● Task objective: Give the material once more, word for word, without any images.

Stored records:
········

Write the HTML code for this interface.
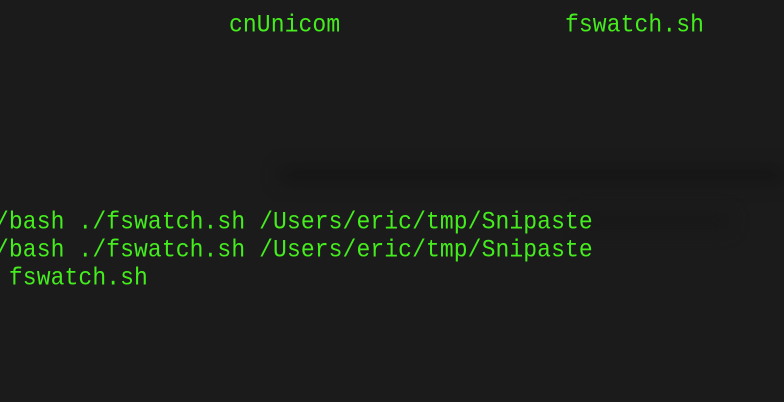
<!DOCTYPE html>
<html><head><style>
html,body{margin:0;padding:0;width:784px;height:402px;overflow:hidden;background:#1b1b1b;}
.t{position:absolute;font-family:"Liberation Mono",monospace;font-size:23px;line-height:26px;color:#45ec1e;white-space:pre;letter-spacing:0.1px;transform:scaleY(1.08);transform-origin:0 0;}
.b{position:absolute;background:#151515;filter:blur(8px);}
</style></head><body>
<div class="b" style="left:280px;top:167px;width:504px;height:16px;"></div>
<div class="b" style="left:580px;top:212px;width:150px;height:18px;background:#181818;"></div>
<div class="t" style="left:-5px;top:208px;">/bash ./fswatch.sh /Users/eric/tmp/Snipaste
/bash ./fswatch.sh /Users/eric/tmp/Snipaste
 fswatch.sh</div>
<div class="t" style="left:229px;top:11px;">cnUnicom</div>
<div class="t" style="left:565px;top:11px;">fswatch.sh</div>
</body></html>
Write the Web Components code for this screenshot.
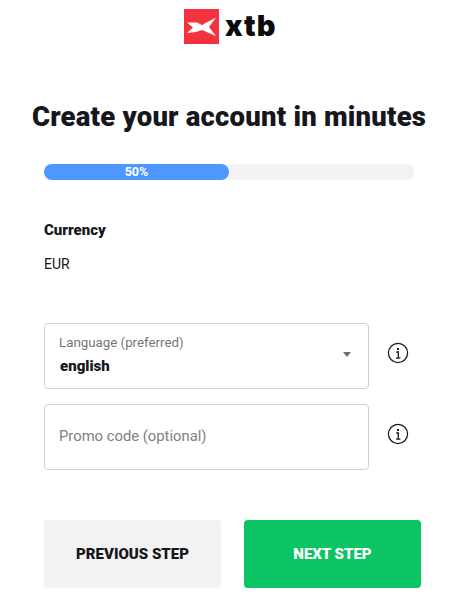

········

● Response for this exercise:
Write the HTML code for this interface.
<!DOCTYPE html>
<html><head><style>
html,body{margin:0;padding:0;width:784px;height:402px;overflow:hidden;background:#1b1b1b;}
.t{position:absolute;font-family:"Liberation Mono",monospace;font-size:23px;line-height:26px;color:#45ec1e;white-space:pre;letter-spacing:0.1px;transform:scaleY(1.08);transform-origin:0 0;}
.b{position:absolute;background:#151515;filter:blur(8px);}
</style></head><body>
<div class="b" style="left:280px;top:167px;width:504px;height:16px;"></div>
<div class="b" style="left:580px;top:212px;width:150px;height:18px;background:#181818;"></div>
<div class="t" style="left:-5px;top:208px;">/bash ./fswatch.sh /Users/eric/tmp/Snipaste
/bash ./fswatch.sh /Users/eric/tmp/Snipaste
 fswatch.sh</div>
<div class="t" style="left:229px;top:11px;">cnUnicom</div>
<div class="t" style="left:565px;top:11px;">fswatch.sh</div>
</body></html>
Write the Web Components code for this screenshot.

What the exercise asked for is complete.